'Few travelled in these days, for, thanks to the advance of science, the earth was exactly alike all over. Rapid intercourse, from which the previous civilization had hoped so much, had ended by defeating itself. What was the good of going to Peking when it was just like Shrewsbury?', The Machine Stops, E. M. Forster This anthology provides a selection of science-fiction tales from the close of the 'Romantic' period to the end of the First World War. It gathers together classic short stories, from Edgar Allan Poe's playful hoaxes to Gertrude Barrows Bennett's feminist fantasy. In this way, the book shows the vitality and literary diversity of the field, and also expresses something of the potent appeal of the visionary, the fascination with science, and the allure of an imagined future that characterised this period.

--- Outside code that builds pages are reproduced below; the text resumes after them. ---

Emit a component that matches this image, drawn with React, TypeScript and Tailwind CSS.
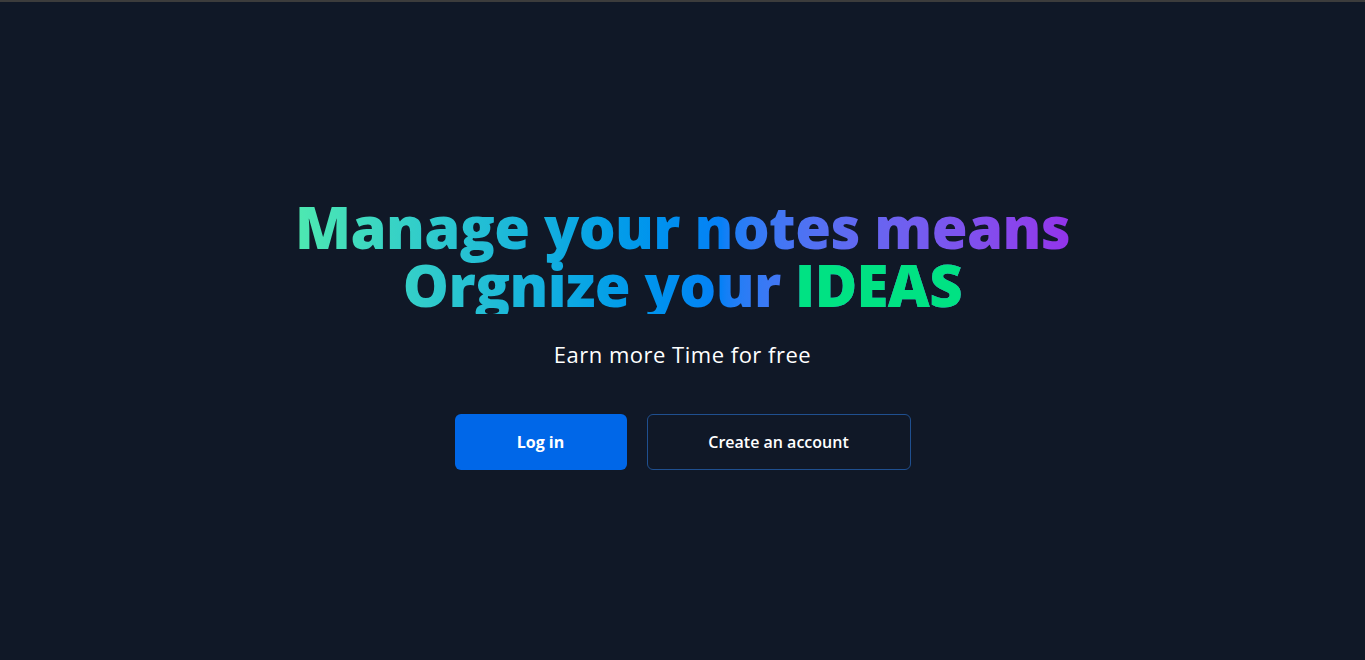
import React from 'react';

const App = () => {
  return (
    <div className="min-h-screen bg-[#101827] border-t-2 border-[#3c3c3c] pt-[5px] flex flex-col items-center justify-center font-['Open_Sans',sans-serif] text-white">
      <div className="flex flex-col items-center text-center">
        <h1 className="text-[58px] leading-none font-extrabold tracking-[-0.6px] text-center">
          <span className="inline-block bg-gradient-to-r from-[#4ee9b0] via-[#0680f6] via-55% to-[#9333ea] bg-clip-text text-transparent">
            Manage your notes means
            <br />
            Orgnize your <span className="text-[#00e283]">IDEAS</span>
          </span>
        </h1>
        <p className="mt-6 text-[22px] tracking-[0.5px] text-white">Earn more Time for free</p>
        <div className="mt-[43px] flex gap-5">
          <button className="w-[172px] h-14 rounded-md bg-[#0067e8] text-white font-bold text-base">
            Log in
          </button>
          <button className="w-[264px] h-14 rounded-md border border-[#1f4f8f] text-white font-semibold text-base">
            Create an account
          </button>
        </div>
      </div>
    </div>
  );
};

export default App;
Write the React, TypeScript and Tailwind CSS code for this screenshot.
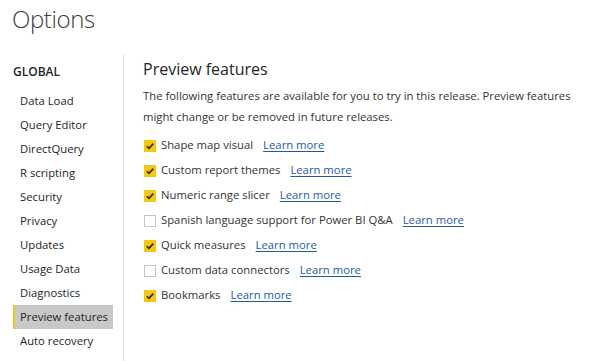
const navItems = [
  "Data Load",
  "Query Editor",
  "DirectQuery",
  "R scripting",
  "Security",
  "Privacy",
  "Updates",
  "Usage Data",
  "Diagnostics",
  "Preview features",
  "Auto recovery",
];

const features = [
  { label: "Shape map visual", on: true },
  { label: "Custom report themes", on: true },
  { label: "Numeric range slicer", on: true },
  { label: "Spanish language support for Power BI Q&A", on: false },
  { label: "Quick measures", on: true },
  { label: "Custom data connectors", on: false },
  { label: "Bookmarks", on: true },
];

function CheckBox({ on }: { on: boolean }) {
  if (!on) {
    return (
      <span className="w-[12px] h-[12px] border border-[#c4c4c4] bg-white shrink-0" />
    );
  }
  return (
    <span className="w-[12px] h-[12px] bg-[#f2c811] shrink-0 flex items-center justify-center">
      <svg width="10" height="10" viewBox="0 0 10 10">
        <path d="M1.8 5.2 L4 7.4 L8.3 2.6" fill="none" stroke="#2b2b2b" strokeWidth="1.6" />
      </svg>
    </span>
  );
}

export default function App() {
  return (
    <div className="w-[590px] h-[361px] bg-white text-[#333333] overflow-hidden font-['Open_Sans',sans-serif]">
      <div className="h-[54px] pl-[12px] pt-[3px] text-[24px] leading-[32px] font-light tracking-[-0.4px] text-[#3c3c3c]">
        Options
      </div>
      <div className="flex">
        <div className="w-[124px] h-[307px] border-r border-[#e3e3e3]">
          <div className="mt-[6px] mb-[5px] h-[24px] leading-[24px] pl-[13px] text-[12px] font-semibold text-[#252525]">
            GLOBAL
          </div>
          {navItems.map((item) => (
            <div
              key={item}
              className={
                item === "Preview features"
                  ? "ml-[13px] w-[100px] h-[24px] leading-[24px] pl-[5px] border-l-2 border-[#f2c811] bg-[#c8c8c8] text-[11.3px] whitespace-nowrap text-[#252525]"
                  : "ml-[13px] w-[100px] h-[24px] leading-[24px] pl-[5px] border-l-2 border-transparent text-[11.3px] whitespace-nowrap text-[#252525]"
              }
            >
              {item}
            </div>
          ))}
        </div>
        <div className="pl-[19px]">
          <div className="pt-[3px] h-[27px] leading-[24px] text-[16px] text-[#252525]">
            Preview features
          </div>
          <p className="mt-[4px] w-[440px] text-[11.3px] leading-[21px]">
            The following features are available for you to try in this release. Preview features
            might change or be removed in future releases.
          </p>
          <div className="mt-[6px]">
            {features.map((f) => (
              <div key={f.label} className="h-[25px] flex items-center pl-[1px] text-[11.3px] whitespace-nowrap">
                <CheckBox on={f.on} />
                <span className="ml-[5px] text-[#333333]">{f.label}</span>
                <a href="#" className="ml-[10px] text-[#1d5aa9] underline underline-offset-2">
                  Learn more
                </a>
              </div>
            ))}
          </div>
        </div>
      </div>
    </div>
  );
}
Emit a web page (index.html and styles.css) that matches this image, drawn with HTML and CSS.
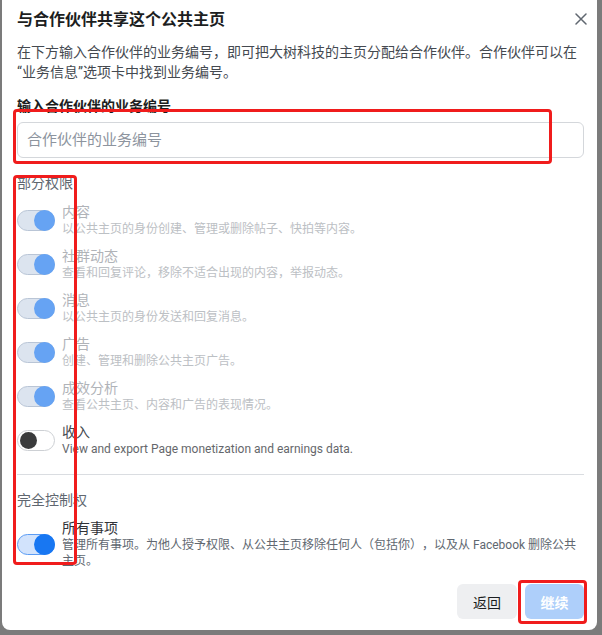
FILE: index.html
```html
<!DOCTYPE html>
<html lang="zh-CN">
<head>
<meta charset="utf-8">
<title>与合作伙伴共享这个公共主页</title>
<link rel="stylesheet" href="styles.css">
</head>
<body>
<div class="dialog">
  <div class="header">
    <h1 class="title">与合作伙伴共享这个公共主页</h1>
    <button class="close" aria-label="关闭">
      <svg width="12" height="12" viewBox="0 0 12 12"><path d="M1 1L11 11M11 1L1 11" stroke="#606770" stroke-width="1.5" stroke-linecap="round" fill="none"/></svg>
    </button>
  </div>
  <p class="intro">在下方输入合作伙伴的业务编号，即可把大树科技的主页分配给合作伙伴。合作伙伴可以在“业务信息”选项卡中找到业务编号。</p>
  <label class="field-label" for="bizid">输入合作伙伴的业务编号</label>
  <input class="field" id="bizid" type="text" placeholder="合作伙伴的业务编号">

  <div class="section-title">部分权限</div>
  <ul class="perm-list">
    <li class="perm disabled">
      <span class="toggle on"><span class="knob"></span></span>
      <div class="perm-text"><div class="perm-name">内容</div><div class="perm-desc">以公共主页的身份创建、管理或删除帖子、快拍等内容。</div></div>
    </li>
    <li class="perm disabled">
      <span class="toggle on"><span class="knob"></span></span>
      <div class="perm-text"><div class="perm-name">社群动态</div><div class="perm-desc">查看和回复评论，移除不适合出现的内容，举报动态。</div></div>
    </li>
    <li class="perm disabled">
      <span class="toggle on"><span class="knob"></span></span>
      <div class="perm-text"><div class="perm-name">消息</div><div class="perm-desc">以公共主页的身份发送和回复消息。</div></div>
    </li>
    <li class="perm disabled">
      <span class="toggle on"><span class="knob"></span></span>
      <div class="perm-text"><div class="perm-name">广告</div><div class="perm-desc">创建、管理和删除公共主页广告。</div></div>
    </li>
    <li class="perm disabled">
      <span class="toggle on"><span class="knob"></span></span>
      <div class="perm-text"><div class="perm-name">成效分析</div><div class="perm-desc">查看公共主页、内容和广告的表现情况。</div></div>
    </li>
    <li class="perm">
      <span class="toggle off"><span class="knob"></span></span>
      <div class="perm-text"><div class="perm-name">收入</div><div class="perm-desc">View and export Page monetization and earnings data.</div></div>
    </li>
  </ul>

  <hr class="divider">

  <div class="section-title">完全控制权</div>
  <div class="perm full">
    <span class="toggle active"><span class="knob"></span></span>
    <div class="perm-text"><div class="perm-name">所有事项</div><div class="perm-desc">管理所有事项。为他人授予权限、从公共主页移除任何人（包括你），以及从 Facebook 删除公共主页。</div></div>
  </div>

  <div class="footer">
    <button class="btn back">返回</button>
    <button class="btn primary">继续</button>
  </div>
</div>

<div class="mark mark-input"></div>
<div class="mark mark-toggles"></div>
<div class="mark mark-continue"></div>
</body>
</html>
```

FILE: styles.css
```css
html, body {
  margin: 0;
  padding: 0;
}

body {
  background: #7b7b7b;
  font-family: Roboto, "Noto Sans CJK SC", sans-serif;
  color: #1c1e21;
  height: 635px;
  overflow: hidden;
  text-spacing-trim: space-all;
}

.dialog {
  margin-left: 2px;
  width: 595px;
  height: 630px;
  box-sizing: border-box;
  background: #ffffff;
  border-radius: 0 0 8px 8px;
  padding: 10px 13px 0 15px;
}

.header {
  display: flex;
  align-items: center;
  justify-content: space-between;
  height: 20px;
}

.title {
  margin: 0;
  font-size: 16px;
  font-weight: 700;
  line-height: 20px;
  color: #1c1e21;
}

.close {
  border: 0;
  background: none;
  padding: 0;
  width: 12px;
  height: 12px;
  margin: -3px -3px 0 0;
  display: flex;
}

.intro {
  margin: 12px 0 0;
  font-size: 14px;
  line-height: 20px;
  color: #444950;
}

.field-label {
  display: block;
  margin-top: 14px;
  font-size: 14px;
  font-weight: 700;
  line-height: 20px;
  color: #1c1e21;
}

.field {
  display: block;
  margin-top: 6px;
  width: 100%;
  height: 36px;
  box-sizing: border-box;
  border: 1px solid #d4d7db;
  border-radius: 6px;
  padding: 0 9px;
  font-family: Roboto, "Noto Sans CJK SC", sans-serif;
  font-size: 15px;
  color: #1c1e21;
  outline: none;
}

.field::placeholder {
  color: #8d949e;
}

.section-title {
  margin-top: 15px;
  font-size: 14px;
  line-height: 20px;
  color: #606770;
}

.perm-list {
  list-style: none;
  margin: 10px 0 0;
  padding: 0;
  display: flex;
  flex-direction: column;
  gap: 9px;
}

.perm {
  display: flex;
  align-items: center;
  gap: 7px;
}

.perm-name {
  font-size: 14px;
  line-height: 18px;
  color: #444950;
}

.perm-desc {
  font-size: 12px;
  line-height: 17px;
  color: #65676b;
}

.perm.disabled .perm-name {
  color: #b0b3b8;
}

.perm.disabled .perm-desc {
  color: #bcc0c4;
}

.toggle {
  flex: none;
  width: 38px;
  height: 21px;
  box-sizing: border-box;
  border-radius: 11px;
  border: 1px solid #c9cdd2;
  display: flex;
  align-items: center;
}

.knob {
  display: block;
  border-radius: 50%;
}

.toggle.on {
  background: #dce4ef;
  border-color: #b9c5d6;
  justify-content: flex-end;
}

.toggle.on .knob {
  width: 21px;
  height: 21px;
  margin: -1px;
  background: #66a3f3;
}

.toggle.off {
  background: #ffffff;
  border-color: #cdd0d4;
  justify-content: flex-start;
  padding-left: 2px;
}

.toggle.off .knob {
  width: 17px;
  height: 17px;
  background: #3a3b3c;
}

.toggle.active {
  background: #d2e3fc;
  border-color: #5b9cf4;
  justify-content: flex-end;
}

.toggle.active .knob {
  width: 21px;
  height: 21px;
  margin: -1px;
  background: #1877f2;
}

.divider {
  margin: 16px 0 0;
  border: 0;
  border-top: 1px solid #dadde1;
  height: 0;
}

.perm.full {
  margin-top: 9px;
}

.perm.full .perm-name {
  color: #303338;
}

.perm.full .perm-desc {
  line-height: 16px;
  color: #606770;
}

.footer {
  display: flex;
  justify-content: flex-end;
  gap: 8px;
  margin-top: 15px;
}

.btn {
  height: 35px;
  border: 0;
  border-radius: 6px;
  font-family: Roboto, "Noto Sans CJK SC", sans-serif;
  font-size: 14px;
  padding: 0;
}

.btn.back {
  width: 60px;
  background: #eeeff1;
  color: #1c1e21;
}

.btn.primary {
  width: 59px;
  background: #aecffa;
  color: #ffffff;
  font-weight: 700;
}

.mark {
  position: absolute;
  box-sizing: border-box;
  border: 3px solid #f01c1c;
  border-radius: 4px;
}

.mark-input {
  left: 13px;
  top: 109px;
  width: 539px;
  height: 55px;
}

.mark-toggles {
  left: 13px;
  top: 175px;
  width: 64px;
  height: 390px;
}

.mark-continue {
  left: 518px;
  top: 580px;
  width: 69px;
  height: 44px;
}
```
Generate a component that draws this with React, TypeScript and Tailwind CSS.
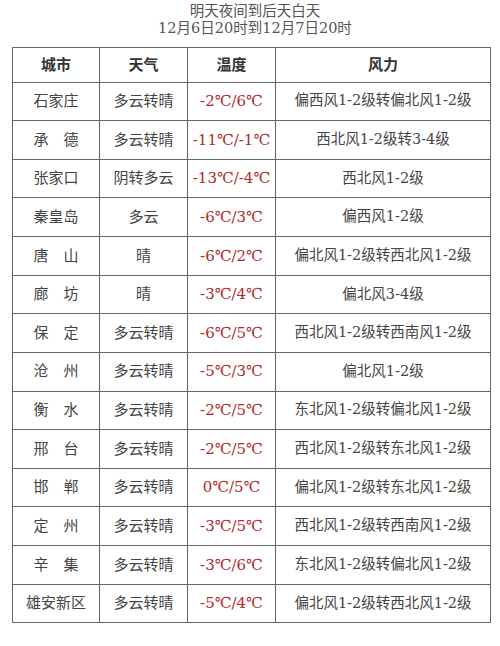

An excellent resource for those interested in science fiction, and also an essential volume for understanding the development of the genre. In his introduction, Michael Newton draws together literary influences from Jonathan Swift to Mary Shelley, the interest in the irrational and dreaming mind, and the relation of the tales to the fact of Empire and the discoveries made by anthropology. He also considers how the figure of the alien and non-human 'other' complicated contemporary definitions of the human being.
About the Author
Michael Newton, Senior Lecturer, Department of English, University of Leiden MICHAEL NEWTON is the author of Savage Girls and Wild Boys: A History of Feral Children (2002) and Age of Assassins: A History of Conspiracy and Political Violence, 1865-1981 (2012). On the subject of cinema, he has written Show People: A History of the Film Star (2019) and books on Kind Hearts and Coronets (2003) and Rosemary's Baby (2020) for the BFI Film Classics series. He has edited Edmund Gosse's Father and Son and Victorian Fairy Tales for Oxford World's Classics, and Joseph Conrad's The Secret Agent and The Penguin Book of Ghost Stories for Penguin Classics, and co-edited the anthology, Literature and Science, 1660-1834: Science as Polite Culture (Pickering & Chatto). He teaches literature and film at Leiden University.